The future of the Irish College in Rome is now in serious doubt according to reports.

The Irish Times newspaper states that the seminary founded in 1628 may not function as such for much longer.

The future of the college has been under scrutiny since a fact finding mission led by New York Bishop Timothy Dolan issued its report.

Cardinal Dolan, as part of the apostolic visitation, is believed to have instrumental in the removal of three members of the college’s formation staff and their imminent return to their dioceses in Ireland.

Archbishop of Dublin Diarmuid Martin has admitted that the transfer of the three priests is ‘related to the ongoing future of the Irish College’.

He told the Irish Times the issue is a follow-on from the apostolic visitation.
“I’d say it’s related to the ongoing future of the Irish College, rather than directly with the visitation.

The big question the visitation never addressed was how can Ireland at the moment maintain two seminaries,” said Dr Martin.

The paper reports that there are currently 23 Irishmen studying for the priesthood at the Irish College in Rome from a total of 58 seminarians there.

The remaining 35 candidates for the priesthood there are from 22 different countries. At present there are 72 seminarians in Maynooth in County Kildare.

Dr Martin added: “For me the question for the Irish College isn’t the staff, it is where are we going to get the students for it? If it’s going to be a vibrant seminary then you need the candidates.

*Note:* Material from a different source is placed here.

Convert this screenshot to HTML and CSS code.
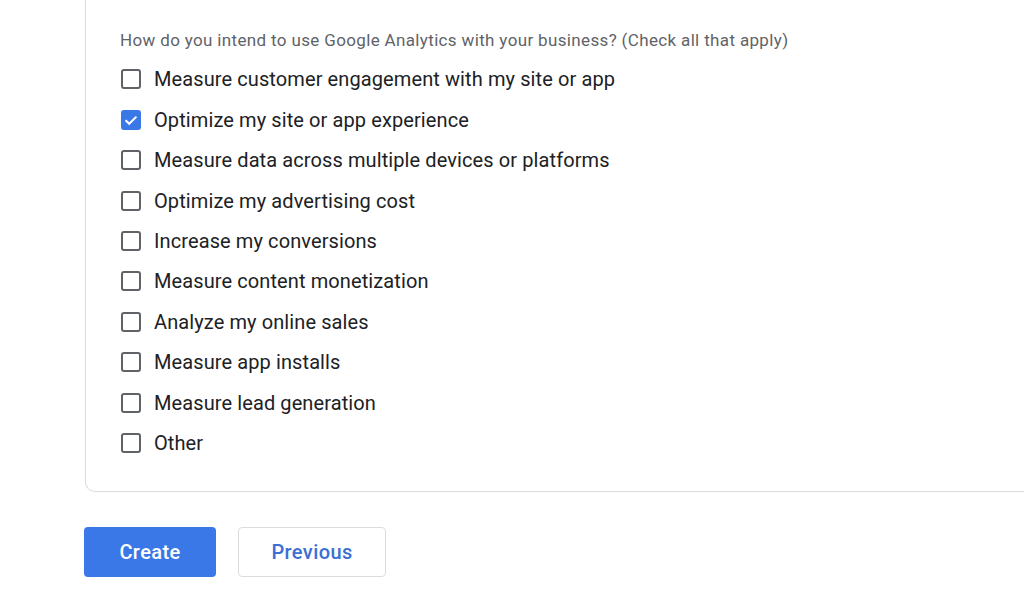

“We have to find a way in which we’ll have a sufficient number of seminarians to make it a viable seminary. It could become a postgraduate house or some of it could be a postgraduate house. At the moment the Irish are in the minority there.”

Asked by the Irish Times if there are cost factors involved, he said: “There is a financial question involved because costs are going up, like everywhere else. If numbers go down, you buy less food, but the basic maintenance of the place and staff would be there.”

Asked about the imminent return to Ireland of the three priests, Dr Martin said: “It isn’t a bad idea to change.

“Their replacements will be Irish and the newly appointed rector Fr Ciarán O’Carroll has my full support and I think from everybody else. I think he is doing a good job.

“Speaking personally, as somebody who lived in my early years in Rome in the college of another nationality I have only reason to be eternally grateful. It opened my mind to a totally other world and I still draw the benefits from it.”